What is a Patriot

Patriotism, to me, is refusing to stop looking for that core. Not because it fixes everything. But because the alternative is accepting that the country is simply two camps of enemies. That's a story that serves no one except the people who are incentivized to divide us.

What is a Patriot

I grew up believing patriotism was simple. A hand on a chest. A flag. A pride in belonging to something larger than yourself that didn't require too much examination. I have since learned that the things that don't require examination are usually the things most worth examining.

So. What is a patriot today.

This is not a rhetorical question. It's an actual one, sitting in my chest, asked in good faith in a country where the word has been picked up and used as a weapon so many times that it has started to mean almost nothing except allegiance to whoever is saying it. Wave the flag the right way and you're a patriot. Wave it differently and you're an enemy. The flag is the same flag.

I think about the founders often, and I try to do it honestly, which means holding two things at once. They were flawed in ways that were not incidental — they held people in bondage while writing about freedom, and that contradiction is not a footnote, it is a wound that has never fully closed. And they were also people who looked at what they had inherited and said: no. Something better. And then they tried to build it, knowing they would get it wrong, writing in the revision mechanism. For nearly two hundred and fifty years, imperfectly and sometimes brutally, we have been in that argument. The argument is the thing.

What I keep coming back to is the neighbor. Not the abstract neighbor. The actual one. The person who lives three houses down whose yard sign last November made something tighten in my chest. The one whose truck I see in the driveway, whose kids I have watched grow up, who brought food when someone on the block got sick.

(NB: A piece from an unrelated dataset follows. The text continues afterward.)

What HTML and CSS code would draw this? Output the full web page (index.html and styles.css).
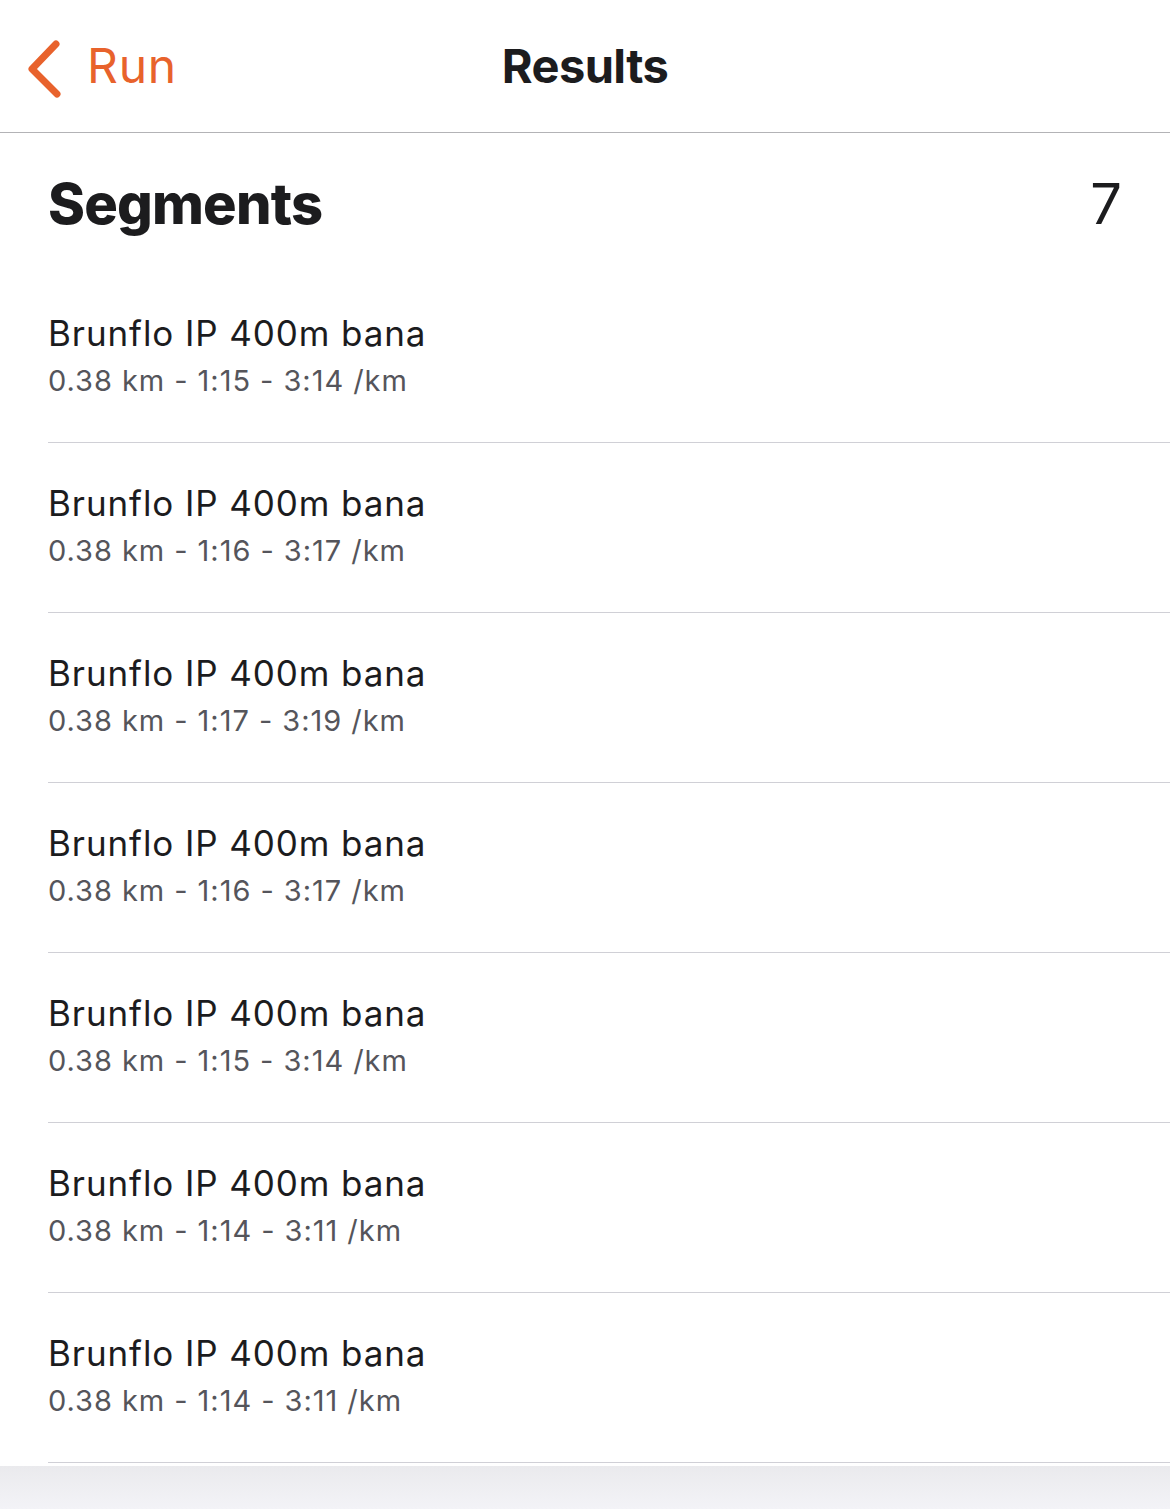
FILE: index.html
```html
<!DOCTYPE html>
<html lang="sv">
<head>
<meta charset="utf-8">
<title>Results</title>
<link rel="stylesheet" href="styles.css">
</head>
<body>
<div class="screen">
  <header class="nav">
    <a class="back" href="#">
      <svg class="chev" width="40" height="64" viewBox="0 0 40 64" aria-hidden="true">
        <polyline points="30,10 6,35 31,60" fill="none" stroke="#e8622c" stroke-width="7" stroke-linecap="round" stroke-linejoin="round"/>
      </svg>
      <span class="back-label">Run</span>
    </a>
    <h1 class="nav-title">Results</h1>
  </header>
  <main class="content">
    <div class="section-head">
      <h2 class="section-title">Segments</h2>
      <span class="section-count">7</span>
    </div>
    <ul class="list">
      <li class="row"><div class="row-title">Brunflo IP 400m bana</div><div class="row-sub">0.38 km - 1:15 - 3:14 /km</div></li>
      <li class="row"><div class="row-title">Brunflo IP 400m bana</div><div class="row-sub">0.38 km - 1:16 - 3:17 /km</div></li>
      <li class="row"><div class="row-title">Brunflo IP 400m bana</div><div class="row-sub">0.38 km - 1:17 - 3:19 /km</div></li>
      <li class="row"><div class="row-title">Brunflo IP 400m bana</div><div class="row-sub">0.38 km - 1:16 - 3:17 /km</div></li>
      <li class="row"><div class="row-title">Brunflo IP 400m bana</div><div class="row-sub">0.38 km - 1:15 - 3:14 /km</div></li>
      <li class="row"><div class="row-title">Brunflo IP 400m bana</div><div class="row-sub">0.38 km - 1:14 - 3:11 /km</div></li>
      <li class="row"><div class="row-title">Brunflo IP 400m bana</div><div class="row-sub">0.38 km - 1:14 - 3:11 /km</div></li>
    </ul>
  </main>
  <div class="footer-fill"></div>
</div>
</body>
</html>
```

FILE: styles.css
```css
* { box-sizing: border-box; }
html, body { margin: 0; padding: 0; }
body {
  font-family: Inter, "Noto Sans", "Liberation Sans", sans-serif;
  background: #f3f3f7;
  color: #1c1c1e;
}
.screen {
  width: 1170px;
  min-height: 1509px;
  display: flex;
  flex-direction: column;
  background: #ffffff;
}
.nav {
  position: relative;
  height: 133px;
  border-bottom: 1px solid #b3b3b6;
  display: flex;
  align-items: center;
  padding-left: 26px;
}
.back {
  display: flex;
  align-items: center;
  gap: 21px;
  text-decoration: none;
  color: #e8622c;
  padding-bottom: 2px;
}
.chev { display: block; margin-top: 2px; }
.back-label {
  font-size: 48px;
  font-weight: 400;
  letter-spacing: 0.8px;
}
.nav-title {
  position: absolute;
  left: 0; right: 0; top: 0; bottom: 0;
  margin: 0;
  display: flex;
  align-items: center;
  justify-content: center;
  font-size: 47px;
  font-weight: 700;
  letter-spacing: -0.6px;
  pointer-events: none;
  padding-bottom: 2px;
}
.content { background: #fff; padding-bottom: 3px; }
.section-head {
  height: 140px;
  display: flex;
  justify-content: space-between;
  align-items: flex-start;
  padding: 32px 48px 0 48px;
}
.section-title {
  margin: 0;
  font-size: 56px;
  font-weight: 800;
  letter-spacing: -0.8px;
  line-height: 78px;
}
.section-count {
  font-size: 56px;
  font-weight: 400;
  line-height: 78px;
  color: #1c1c1e;
}
.list {
  list-style: none;
  margin: 0;
  padding: 0 0 0 48px;
}
.row {
  height: 170px;
  border-bottom: 1px solid #d0d0d6;
  display: flex;
  flex-direction: column;
  justify-content: flex-start;
  padding-top: 37px;
}
.row-title {
  font-size: 35px;
  line-height: 46px;
  color: #1c1c1e;
  letter-spacing: 0.9px;
}
.row-sub {
  font-size: 29px;
  line-height: 40px;
  color: #55555b;
  margin-top: 5px;
  letter-spacing: 0.95px;
}
.footer-fill {
  flex: 1;
  background: linear-gradient(#eaeaed, #f3f3f7);
}
```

I want to be careful here, because the honest version of this essay has to hold something uncomfortable: some neighbors are actually bad. This is true. There are people on quiet streets who have done terrible things — to children, to partners, to people who trusted them. Evil is not a metaphor. It lives in ordinary houses on ordinary blocks and it does not announce itself with a sign in the yard.

But that reality is not the same as the story we have been handed about whole categories of neighbors. One is a fact about a person. The other is a template applied to everyone who looks or votes or prays a certain way, so that we stop seeing the person and start seeing the category. The template is what I am pushing back on. Not the facts, never the facts, but the reach of the template beyond what the facts actually support.

What I notice, when I stop reading the template and look at the actual person, is that most of what drives us is not that different. The desire to keep our families safe. To live with some dignity. To not be lied to by people with power over us. To matter to someone nearby. None of that is partisan.

Patriotism, to me, is refusing to stop looking for that core. Not because it fixes everything. Not because it erases the harm that real people cause. But because the alternative — accepting that the country is simply two camps of enemies — is a story that serves no one except the people who need us divided to stay in power.

Are you brave enough to go to war for your beliefs? I think the braver question is whether you can sit down with the neighbor, the real one, and stay in the room long enough to find what you share. That ground exists. It is less exciting than the fight. But it is where the country actually lives.